SourceForge Headquarters 225 Broadway Suite 1600 San Diego, CA 92101 +1 (858) 422-6466

Hi all,

I've sent following letters to Paul 20 days ago, but unfortunately
didn't receive any reply. :( So, I'm forwarding it to this list, maybe
someone else would be interested in the following patch...

---------- Forwarded message ----------
From: Alexey Borzenkov <sn...@gm...>
Date: Tue, Aug 4, 2009 at 8:43 PM
Subject: pyparsing, AST and named results
To: Paul McGuire <pt...@us...>

Hi Paul,

I've been using pyparsing to generate a simple AST, and among others I
had AST.Body class for sequence of statements. The problem was that as
soon as I implemented __len__, __iter__ and __getitem__ on AST.Body I
started having weird problems (all statements but the first one
disappearing from compiled code), which I traced to this patch:

[...older patch snipped...]

Basically, because I implemented __getitem__, and because I was using
named parameters, only the first element (the first statement) was
getting assigned under that name. This is a very quick (and possibly
incomplete fix), but it worked in my case.

[...other irrelevant info snipped...]

Thanks,
Alexey.

---------- Forwarded message ----------
From: Alexey Borzenkov <sn...@gm...>
Date: Wed, Aug 5, 2009 at 2:31 PM
Subject: Re: pyparsing, AST and named results
To: Paul McGuire <pt...@us...>


Hi Paul,

It's me again. I've been looking at ParseResults even more, and wonder
if under "if name:" the intension is not to assign empty results under
a name? Because as I see it, the code doesn't check for empty
ParseResults, and I'm wondering if that's intentional or not. If empty
ParseResults don't have any more special meaning than empty lists,
then perhaps it could be patched this way:

diff --git a/src/pyparsing.py b/src/pyparsing.py
index 57e938a..8dbdec1 100644
--- a/src/pyparsing.py
+++ b/src/pyparsing.py
@@ -277,14 +277,15 @@ class ParseResults(object):
    # constructor as small and fast as possible
    def __init__( self, toklist, name=None, asList=True, modal=True ):
        if self.__doinit:
+            if isinstance(toklist, list):
+                toklist = toklist[:]
+            else:
+                toklist = [toklist]
            self.__doinit = False
            self.__name = None
            self.__parent = None
            self.__accumNames = {}
-            if isinstance(toklist, list):
-                self.__toklist = toklist[:]
-            else:
-                self.__toklist = [toklist]
+            self.__toklist = toklist
            self.__tokdict = dict()

        if name:
@@ -293,9 +294,7 @@ class ParseResults(object):
            if isinstance(name,int):
                name = _ustr(name) # will always return a str, but
use _ustr for consistency
            self.__name = name
-            if not toklist in (None,'',[]):
-                if isinstance(toklist,basestring):
-                    toklist = [ toklist ]
+            if toklist and toklist[0] != '':
                if asList:
                    if isinstance(toklist,ParseResults):
                        self[name] = _ParseResultsWithOffset(toklist.copy(),0)
@@ -303,10 +302,7 @@ class ParseResults(object):
                        self[name] =
_ParseResultsWithOffset(ParseResults(toklist[0]),0)
                    self[name].__name = name
                else:
-                    try:
-                        self[name] = toklist[0]
-                    except (KeyError,TypeError,IndexError):
-                        self[name] = toklist
+                    self[name] = toklist[0]

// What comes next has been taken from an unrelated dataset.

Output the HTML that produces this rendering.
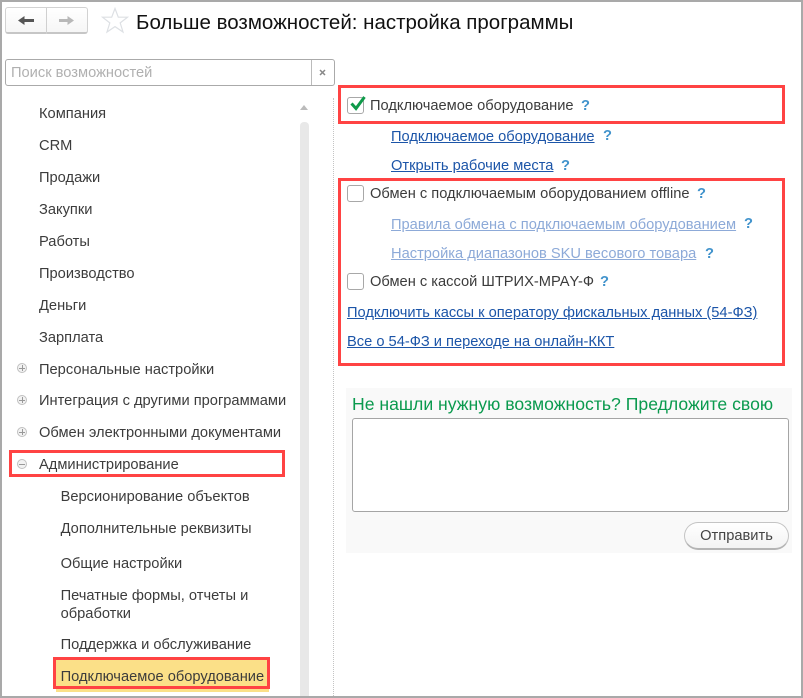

    def __getitem__( self, i ):
        if isinstance( i, (int,slice) ):

The way I see it, it might even have some performance improvement,
because toklist now is always ParseResults or a list (just like in
__toklist), and I checked that toklist should never be None, this
leaves only one comparison (with '') instead of three, and no
unnecessary indexing or try/except. The question is will it break
anything?

I can't complete all unitTests (examples are missing in svn, and not
everything is in 1.5.2 release), but my changes don't make non-failing
ones fail.

Also, about empty ParseResults as names, the only case I could come up
with is something like this:

from pyparsing import *

s = "()"
g = (Suppress('(') + ZeroOrMore('.') + Suppress(')'))('dots') + StringEnd()
print repr(g.parseString(s).dots)

With my changes dots will now disappear, but it seems more consistent
to me, because ZeroOrMore('.')('dots') would not appear under the
name, why a bunch of suppressed tokens should make a difference?

Thanks,
Alexey.